What to work on ▸ Pick every line from the data that holds the word "code".

Supplied entries ▸

________________

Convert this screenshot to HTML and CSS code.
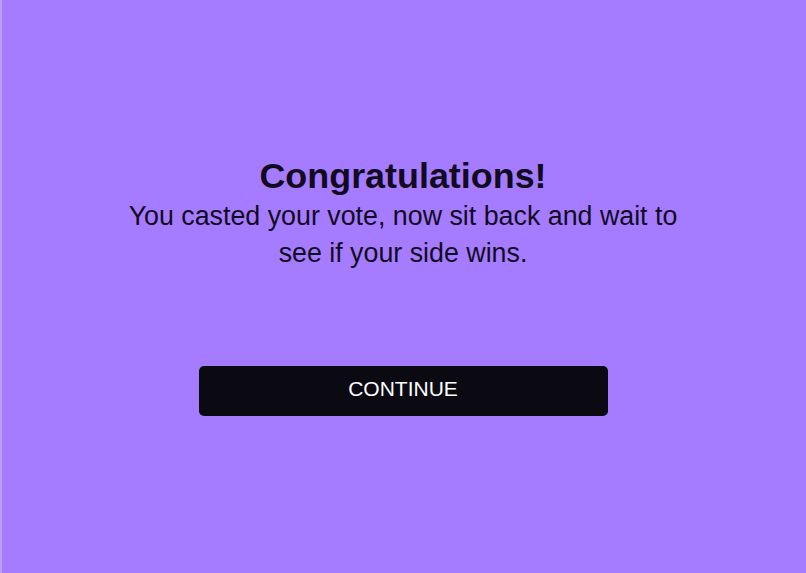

________________

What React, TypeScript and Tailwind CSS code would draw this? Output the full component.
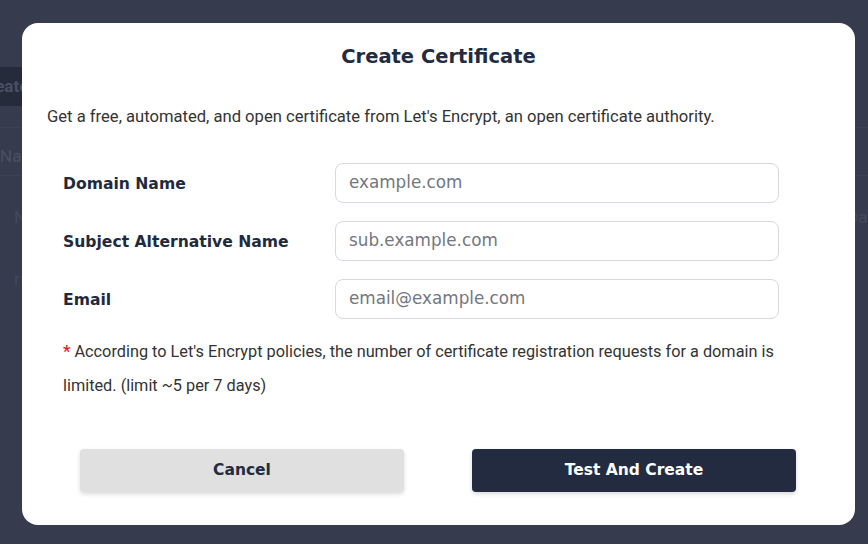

________________

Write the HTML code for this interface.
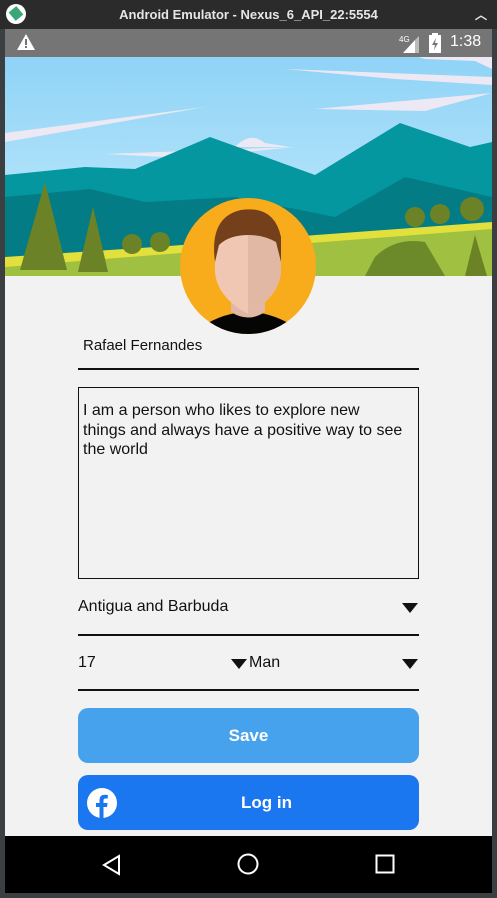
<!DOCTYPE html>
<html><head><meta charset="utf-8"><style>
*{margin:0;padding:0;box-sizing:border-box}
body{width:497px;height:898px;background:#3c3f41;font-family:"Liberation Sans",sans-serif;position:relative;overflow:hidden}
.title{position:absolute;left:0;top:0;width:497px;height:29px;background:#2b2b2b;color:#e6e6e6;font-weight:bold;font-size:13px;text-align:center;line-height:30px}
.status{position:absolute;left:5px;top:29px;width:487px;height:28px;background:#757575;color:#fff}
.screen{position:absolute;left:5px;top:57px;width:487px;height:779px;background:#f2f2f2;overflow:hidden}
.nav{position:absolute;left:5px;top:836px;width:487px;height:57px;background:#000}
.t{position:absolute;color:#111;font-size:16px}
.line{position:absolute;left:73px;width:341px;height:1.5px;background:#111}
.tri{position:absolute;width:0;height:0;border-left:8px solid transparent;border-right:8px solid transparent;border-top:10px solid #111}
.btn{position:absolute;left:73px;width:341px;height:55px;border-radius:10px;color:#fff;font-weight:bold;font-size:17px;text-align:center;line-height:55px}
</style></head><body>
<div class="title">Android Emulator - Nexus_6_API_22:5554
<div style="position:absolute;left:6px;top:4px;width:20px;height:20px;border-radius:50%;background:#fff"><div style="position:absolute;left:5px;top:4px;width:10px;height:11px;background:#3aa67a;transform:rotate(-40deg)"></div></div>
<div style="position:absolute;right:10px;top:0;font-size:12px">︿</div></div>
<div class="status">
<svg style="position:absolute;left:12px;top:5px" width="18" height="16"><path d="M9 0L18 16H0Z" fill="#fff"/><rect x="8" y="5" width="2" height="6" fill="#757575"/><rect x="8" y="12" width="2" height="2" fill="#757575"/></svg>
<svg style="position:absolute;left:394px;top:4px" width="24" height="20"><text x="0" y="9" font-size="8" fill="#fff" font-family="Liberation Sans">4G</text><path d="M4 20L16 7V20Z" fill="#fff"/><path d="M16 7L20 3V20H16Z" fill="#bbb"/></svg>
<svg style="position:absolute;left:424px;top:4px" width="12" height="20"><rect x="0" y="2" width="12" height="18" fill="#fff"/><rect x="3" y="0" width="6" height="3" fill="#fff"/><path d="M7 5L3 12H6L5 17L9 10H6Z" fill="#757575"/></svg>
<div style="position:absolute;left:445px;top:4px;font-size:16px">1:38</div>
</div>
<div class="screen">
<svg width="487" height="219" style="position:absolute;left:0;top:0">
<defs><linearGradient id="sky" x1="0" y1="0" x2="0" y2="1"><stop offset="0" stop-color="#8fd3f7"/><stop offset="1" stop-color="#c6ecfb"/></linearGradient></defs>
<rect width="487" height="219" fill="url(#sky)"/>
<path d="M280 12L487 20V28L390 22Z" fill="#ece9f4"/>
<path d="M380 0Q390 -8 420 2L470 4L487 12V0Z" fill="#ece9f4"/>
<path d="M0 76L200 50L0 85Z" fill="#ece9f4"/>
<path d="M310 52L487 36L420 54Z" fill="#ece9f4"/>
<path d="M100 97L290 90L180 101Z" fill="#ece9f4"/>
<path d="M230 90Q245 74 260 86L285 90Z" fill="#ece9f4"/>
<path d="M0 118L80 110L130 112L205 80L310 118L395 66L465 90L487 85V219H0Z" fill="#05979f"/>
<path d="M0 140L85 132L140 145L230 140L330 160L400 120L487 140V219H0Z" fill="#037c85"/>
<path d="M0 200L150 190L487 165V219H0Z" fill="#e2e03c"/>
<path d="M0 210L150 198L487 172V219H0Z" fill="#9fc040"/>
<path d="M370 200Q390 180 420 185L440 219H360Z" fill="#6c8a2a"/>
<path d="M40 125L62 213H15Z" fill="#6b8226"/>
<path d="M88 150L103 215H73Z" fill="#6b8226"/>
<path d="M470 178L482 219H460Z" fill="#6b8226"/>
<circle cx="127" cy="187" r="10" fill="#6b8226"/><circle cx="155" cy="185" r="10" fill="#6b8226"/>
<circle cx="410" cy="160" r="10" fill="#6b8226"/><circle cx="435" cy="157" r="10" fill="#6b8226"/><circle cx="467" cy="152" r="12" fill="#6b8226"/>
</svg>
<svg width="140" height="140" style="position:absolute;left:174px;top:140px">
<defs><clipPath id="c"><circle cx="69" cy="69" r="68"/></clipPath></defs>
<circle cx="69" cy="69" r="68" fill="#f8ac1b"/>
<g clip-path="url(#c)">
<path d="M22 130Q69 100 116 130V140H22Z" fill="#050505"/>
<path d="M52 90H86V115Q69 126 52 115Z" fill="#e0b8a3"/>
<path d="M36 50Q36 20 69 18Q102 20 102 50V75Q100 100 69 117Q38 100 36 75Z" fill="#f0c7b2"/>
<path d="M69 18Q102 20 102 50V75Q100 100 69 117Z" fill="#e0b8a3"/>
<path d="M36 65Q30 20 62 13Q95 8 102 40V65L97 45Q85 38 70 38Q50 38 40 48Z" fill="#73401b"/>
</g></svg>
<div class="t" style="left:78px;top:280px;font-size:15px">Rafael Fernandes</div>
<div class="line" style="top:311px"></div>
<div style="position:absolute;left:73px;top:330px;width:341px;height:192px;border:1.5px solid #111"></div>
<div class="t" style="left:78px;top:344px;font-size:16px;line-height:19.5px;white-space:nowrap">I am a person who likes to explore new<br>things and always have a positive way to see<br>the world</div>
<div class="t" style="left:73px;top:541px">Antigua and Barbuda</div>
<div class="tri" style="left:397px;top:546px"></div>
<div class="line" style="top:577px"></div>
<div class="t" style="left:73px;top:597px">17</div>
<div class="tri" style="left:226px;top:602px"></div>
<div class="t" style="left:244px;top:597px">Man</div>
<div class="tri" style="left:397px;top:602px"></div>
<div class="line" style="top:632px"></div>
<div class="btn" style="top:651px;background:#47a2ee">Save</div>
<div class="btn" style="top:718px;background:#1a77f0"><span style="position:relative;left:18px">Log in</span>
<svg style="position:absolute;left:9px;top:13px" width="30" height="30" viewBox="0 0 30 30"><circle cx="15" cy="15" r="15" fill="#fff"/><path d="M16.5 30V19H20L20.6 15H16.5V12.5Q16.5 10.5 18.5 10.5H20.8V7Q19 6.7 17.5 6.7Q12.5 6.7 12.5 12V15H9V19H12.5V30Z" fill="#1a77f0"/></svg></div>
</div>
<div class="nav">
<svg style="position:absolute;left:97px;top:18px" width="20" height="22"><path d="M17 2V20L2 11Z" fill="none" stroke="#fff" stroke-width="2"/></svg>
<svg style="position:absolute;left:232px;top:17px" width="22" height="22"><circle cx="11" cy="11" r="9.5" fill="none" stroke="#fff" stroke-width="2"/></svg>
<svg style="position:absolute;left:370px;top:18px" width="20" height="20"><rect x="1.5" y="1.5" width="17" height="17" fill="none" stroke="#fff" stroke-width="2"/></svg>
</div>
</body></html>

________________

Problem solution ▸
Convert this screenshot to HTML and CSS code.
What React, TypeScript and Tailwind CSS code would draw this? Output the full component.
Write the HTML code for this interface.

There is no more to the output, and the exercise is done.